For this installment of Jargonium Asks, it is our pleasure to interview Elena Ghibaudi from the University of Torino. She is a chemist, a chemistry teacher and a philosopher of chemistry, working on foundational concepts of chemistry and the way chemical knowledge develops.


A picture of Elena Ghibaudi

1. How did you get into philosophy and history of chemistry?

My curiosity about philosophy of science goes back to my high school days, but it was much later that I became professionally interested in the philosophy of chemistry. The inspiration came to me from teaching: as I started teaching, I soon realized that behind what I was teaching, and what was given by everyone as established knowledge, there were a lot of open questions. This also led me to look with different eyes at the experimental research activity I was then carrying out. In addition, meeting two mentors like Luigi Cerruti and Ezio Roletto, who worked in the chemistry department, here in Turin, and dealt respectively with the history of chemistry and the application of the historical-epistemological approach to the teaching of chemistry, definitely captured me. However, I must emphasize that I was trained as a chemist and did not benefit from a systematic study of philosophy. For me, trying to do philosophy of chemistry means first and foremost seeking answers to the speculative questions that my work as a chemist poses.

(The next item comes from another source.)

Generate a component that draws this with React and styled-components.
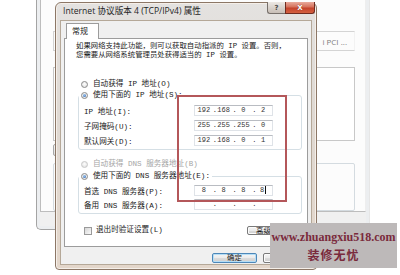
import React from 'react';
import styled, { createGlobalStyle } from 'styled-components';

const CJK = `"Liberation Mono", "Noto Sans CJK SC", monospace`;
const UI = `"Open Sans", "Noto Sans CJK SC", sans-serif`;

const GlobalStyle = createGlobalStyle`
  html, body { margin: 0; padding: 0; background: #ffffff; }
  body { width: 400px; height: 275px; overflow: hidden; }
  #root { width: 400px; height: 275px; }
`;

const Desktop = styled.div`
  position: relative;
  width: 400px;
  height: 275px;
  overflow: hidden;
  background: #ffffff;
  font-family: ${CJK};
  font-size: 7.6px;
  color: #1a1a1a;
`;

/* ---------- window behind ---------- */
const BackWindow = styled.div`
  position: absolute;
  left: 36px;
  top: -14px;
  width: 334px;
  height: 244px;
  box-sizing: border-box;
  border: 1px solid #a4a4a4;
  border-right-color: #e6e6e6;
  border-top: none;
  border-radius: 0 0 5px 5px;
  background: #eceef0;
  padding: 0 3px 3px;
  display: flex;
  flex-direction: column;
`;
const BackPanel = styled.div`
  flex: 1;
  background: #fcfcfc;
  border: 1px solid #bdbdbd;
  border-right-color: #eeeeee;
  padding: 44px 10px 0 12px;
  display: flex;
  flex-direction: column;
`;
const AdapterBox = styled.div`
  height: 20px;
  box-sizing: border-box;
  border: 1px solid #d4d4d4;
  border-right-color: #f2f2f2;
  display: flex;
  align-items: center;
  justify-content: flex-end;
  padding-right: 7px;
  font-family: ${UI};
  font-size: 8px;
  color: #7c7c7c;
`;
const BackList = styled.div`
  height: 72px;
  margin-top: 16px;
  border: 1px solid #c8c8c8;
  background: #fff;
`;
const BackButton = styled.div`
  width: 40px;
  height: 10px;
  margin-top: 3px;
  border: 1px solid #a8a8a8;
  border-radius: 2px;
  background: linear-gradient(#f6f6f6, #e2e2e2);
`;
const BackGroup = styled.div`
  height: 46px;
  margin-top: 7px;
  border: 1px solid #d4dbe0;
  border-radius: 2px;
`;
const BackFooter = styled.div`
  height: 16px;
  background: #f0f0f0;
`;

/* ---------- dialog ---------- */
const Dialog = styled.div`
  position: absolute;
  left: 55px;
  top: 2px;
  width: 262px;
  height: 268px;
  box-sizing: border-box;
  border: 1px solid #8c7766;
  border-radius: 6px 6px 4px 4px;
  background: linear-gradient(180deg, #e4e2e0 0%, #dfd9d3 40%, #e3d6ca 100%);
  box-shadow: inset 0 0 0 1px #f5efe9;
  padding: 0 4px 4px;
  display: flex;
  flex-direction: column;
`;
const TitleBar = styled.div`
  height: 17px;
  display: flex;
  align-items: flex-start;
`;
const Title = styled.div`
  font-family: ${UI};
  font-size: 8.6px;
  line-height: 17px;
  padding-left: 3px;
  color: #1e1e1e;
  white-space: nowrap;
`;
const Caption = styled.div`
  margin-left: auto;
  margin-right: -3px;
  margin-top: -1px;
  display: flex;
`;
const CapButton = styled.div`
  box-sizing: border-box;
  height: 12px;
  width: ${p => p.$w}px;
  border: 1px solid ${p => (p.$close ? '#6f2b1f' : '#77706b')};
  border-top: none;
  ${p => (p.$close ? '' : 'border-right: none;')}
  border-radius: ${p => (p.$close ? '0 0 3px 0' : '0 0 0 3px')};
  background: ${p =>
    p.$close
      ? 'linear-gradient(180deg, #e8aa9c 0%, #d6715b 45%, #c4432c 55%, #d4603f 100%)'
      : 'linear-gradient(180deg, #ece8e4 0%, #d9d2cc 50%, #c8beb6 100%)'};
  display: flex;
  align-items: center;
  justify-content: center;
  font-family: "DejaVu Sans", sans-serif;
  font-weight: bold;
  font-size: 7px;
  color: ${p => (p.$close ? '#ffffff' : '#4a4a4a')};
  text-shadow: ${p => (p.$close ? '0 0 1px #6a1a10' : 'none')};
`;
const Body = styled.div`
  flex: 1;
  background: #f0f0f0;
  border: 1px solid #b5a898;
  padding: 2px 3px 0;
  display: flex;
  flex-direction: column;
`;
const TabStrip = styled.div`
  display: flex;
  height: 16px;
  margin-bottom: -1px;
  position: relative;
  z-index: 1;
`;
const Tab = styled.div`
  margin-left: 2px;
  width: 33px;
  box-sizing: border-box;
  border: 1px solid #9c9c9c;
  border-bottom: none;
  background: #ffffff;
  font-size: 8px;
  line-height: 15px;
  padding-left: 5px;
  color: #222;
`;
const Panel = styled.div`
  height: 209px;
  box-sizing: border-box;
  border: 1px solid #9c9c9c;
  background: #ffffff;
  display: flex;
  flex-direction: column;
`;
const Paragraph = styled.p`
  margin: 0;
  padding: 3px 11px 0;
  font-size: 7.4px;
  line-height: 8.6px;
  white-space: nowrap;
`;
const Section = styled.div`
  padding-left: 16px;
  margin-top: ${p => p.$mt || 0}px;
`;
const RadioRow = styled.div`
  display: flex;
  align-items: center;
  gap: 5px;
  height: 9px;
  line-height: 9px;
  white-space: nowrap;
  color: ${p => (p.$disabled ? '#a6a6a6' : '#1a1a1a')};
`;
const Radio = styled.span`
  width: 7px;
  height: 7px;
  box-sizing: border-box;
  border-radius: 50%;
  border: 1px solid ${p => (p.$disabled ? '#c8c8c8' : '#8a8a8a')};
  background: radial-gradient(circle at 50% 40%, #ffffff 0%, #e6e6e6 70%, #d2d2d2 100%);
  display: inline-flex;
  align-items: center;
  justify-content: center;
  flex: none;
  &::after {
    content: '';
    width: 3px;
    height: 3px;
    border-radius: 50%;
    background: ${p => (p.$checked ? 'radial-gradient(circle at 40% 35%, #a4cdf2, #1f55a8)' : 'transparent')};
  }
`;
const Group = styled.fieldset`
  margin: ${p => p.$mt}px 0 0 -3px;
  width: 224px;
  box-sizing: border-box;
  min-width: 0;
  border: 1px solid #d5dfe5;
  border-radius: 3px;
  padding: ${p => p.$pt}px 0 3px 0;
  display: flex;
  flex-direction: column;
  gap: ${p => p.$gap}px;
`;
const Legend = styled.legend`
  padding: 0 2px;
  margin-left: 0;
`;
const FieldRow = styled.div`
  display: grid;
  grid-template-columns: 110px 79px;
  align-items: center;
  margin-left: 5px;
  height: 11px;
  white-space: nowrap;
`;
const IpBox = styled.div`
  width: 79px;
  height: 11px;
  box-sizing: border-box;
  border: 1px solid #dfe3e8;
  border-top-color: #b9bcc2;
  display: grid;
  grid-template-columns: 1fr 2px 1fr 2px 1fr 2px 1fr;
  align-items: center;
  font-size: 7px;
  line-height: 9px;
  color: #333;
`;
const Octet = styled.span`
  text-align: center;
`;
const Dot = styled.span`
  text-align: center;
`;
const Caret = styled.span`
  display: inline-block;
  width: 1px;
  height: 8px;
  background: #111;
  vertical-align: middle;
  margin-left: 1px;
`;
const BottomRow = styled.div`
  display: flex;
  align-items: center;
  justify-content: space-between;
  margin: 12px 0 0 19px;
  width: 218px;
  height: 9px;
`;
const CheckLabel = styled.div`
  display: flex;
  align-items: center;
  gap: 4px;
  white-space: nowrap;
  line-height: 9px;
`;
const Checkbox = styled.span`
  width: 8px;
  height: 8px;
  box-sizing: border-box;
  border: 1px solid #9a9a9a;
  background: linear-gradient(135deg, #d6d6d6, #fafafa);
  flex: none;
`;
const Button = styled.div`
  box-sizing: border-box;
  width: ${p => p.$w}px;
  height: ${p => p.$h}px;
  border: 1px solid ${p => (p.$default ? '#4d87b8' : '#7a7a7a')};
  border-radius: 2px;
  background: linear-gradient(180deg, #f4f4f4 0%, #ebebeb 50%, #dcdcdc 51%, #cfcfcf 100%);
  box-shadow: ${p => (p.$default ? 'inset 0 0 0 1px #b6def6' : 'inset 0 0 0 1px #fbfbfb')};
  display: flex;
  align-items: center;
  justify-content: ${p => (p.$start ? 'flex-start' : 'center')};
  padding-left: ${p => (p.$start ? 8 : 0)}px;
  font-size: 7.4px;
  line-height: 8px;
  color: #1a1a1a;
  white-space: nowrap;
`;
const Footer = styled.div`
  display: flex;
  justify-content: flex-end;
  gap: 6px;
  padding-top: 6px;
`;

/* ---------- overlays ---------- */
const Annotation = styled.div`
  position: absolute;
  left: 177px;
  top: 95px;
  width: 110px;
  height: 107px;
  box-sizing: border-box;
  border: 2px solid #b4575a;
`;
const Watermark = styled.div`
  position: absolute;
  left: 270px;
  top: 223px;
  width: 127px;
  height: 45px;
  background: #bdb9b9;
  display: flex;
  flex-direction: column;
  align-items: center;
  padding-top: 8px;
  box-sizing: border-box;
  color: #7a2a3c;
`;
const WmUrl = styled.div`
  font-family: "Liberation Serif", serif;
  font-weight: bold;
  font-size: 12px;
  line-height: 13px;
  white-space: nowrap;
`;
const WmName = styled.div`
  font-family: "Noto Sans CJK SC", sans-serif;
  font-weight: bold;
  font-size: 12px;
  letter-spacing: 1px;
  line-height: 15px;
  margin-top: 3px;
`;

const Ip = ({ parts, caret }) => (
  <IpBox>
    <Octet>{parts[0]}</Octet>
    <Dot>.</Dot>
    <Octet>{parts[1]}</Octet>
    <Dot>.</Dot>
    <Octet>{parts[2]}</Octet>
    <Dot>.</Dot>
    <Octet>
      {parts[3]}
      {caret && <Caret />}
    </Octet>
  </IpBox>
);

export default function App() {
  return (
    <Desktop>
      <GlobalStyle />
      <BackWindow>
        <BackPanel>
          <AdapterBox>i PCI ...</AdapterBox>
          <BackList />
          <BackButton />
          <BackGroup />
        </BackPanel>
        <BackFooter />
      </BackWindow>

      <Dialog>
        <TitleBar>
          <Title>Internet 协议版本 4 (TCP/IPv4) 属性</Title>
          <Caption>
            <CapButton $w={18}>?</CapButton>
            <CapButton $w={30} $close>X</CapButton>
          </Caption>
        </TitleBar>
        <Body>
          <TabStrip>
            <Tab>常规</Tab>
          </TabStrip>
          <Panel>
            <Paragraph>
              如果网络支持此功能，则可以获取自动指派的 IP 设置。否则，
              <br />
              您需要从网络系统管理员处获得适当的 IP 设置。
            </Paragraph>
            <Section $mt={21}>
              <RadioRow>
                <Radio />
                自动获得 IP 地址(O)
              </RadioRow>
              <Group $mt={2} $pt={5} $gap={4}>
                <Legend>
                  <RadioRow>
                    <Radio $checked />
                    使用下面的 IP 地址(S):
                  </RadioRow>
                </Legend>
                <FieldRow>
                  <span>IP 地址(I):</span>
                  <Ip parts={['192', '168', '0', '2']} />
                </FieldRow>
                <FieldRow>
                  <span>子网掩码(U):</span>
                  <Ip parts={['255', '255', '255', '0']} />
                </FieldRow>
                <FieldRow>
                  <span>默认网关(D):</span>
                  <Ip parts={['192', '168', '0', '1']} />
                </FieldRow>
              </Group>
            </Section>
            <Section $mt={10}>
              <RadioRow $disabled>
                <Radio $disabled />
                自动获得 DNS 服务器地址(B)
              </RadioRow>
              <Group $mt={3} $pt={4} $gap={3}>
                <Legend>
                  <RadioRow>
                    <Radio $checked />
                    使用下面的 DNS 服务器地址(E):
                  </RadioRow>
                </Legend>
                <FieldRow>
                  <span>首选 DNS 服务器(P):</span>
                  <Ip parts={['8', '8', '8', '8']} caret />
                </FieldRow>
                <FieldRow>
                  <span>备用 DNS 服务器(A):</span>
                  <Ip parts={['', '', '', '']} />
                </FieldRow>
              </Group>
            </Section>
            <BottomRow>
              <CheckLabel>
                <Checkbox />
                退出时验证设置(L)
              </CheckLabel>
              <Button $w={55} $h={9} $start>高级</Button>
            </BottomRow>
          </Panel>
          <Footer>
            <Button $w={45} $h={10} $default>确定</Button>
            <Button $w={45} $h={10}>取消</Button>
          </Footer>
        </Body>
      </Dialog>

      <Annotation />
      <Watermark>
        <WmUrl>www.zhuangxiu518.com</WmUrl>
        <WmName>装修无忧</WmName>
      </Watermark>
    </Desktop>
  );
}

2. What is your favourite question in the history and/or philosophy of chemistry?

I am fascinated by the relationship that exists between reality (understood on the ontological level) and the descriptions we give (or attempt to give) of it. The space of epistemology is right there in the middle, I believe. So, for chemists - who resort to microscopic entities and processes to interpret the transformations and behaviour of substances - questions about what difference there is between saying, "This molecule exists" and saying "This tree exists" become unavoidable. Similarly, it becomes natural to ask whether an element is something material or abstract, a material entity or a category. I am passionate about the debate about natural kinds, just as I am interested in the dialectic between the physical realm and its descriptive/interpretive models, which is so central to science, and also so important to chemistry teaching.


3. What is the value of philosophy and/or history of chemistry?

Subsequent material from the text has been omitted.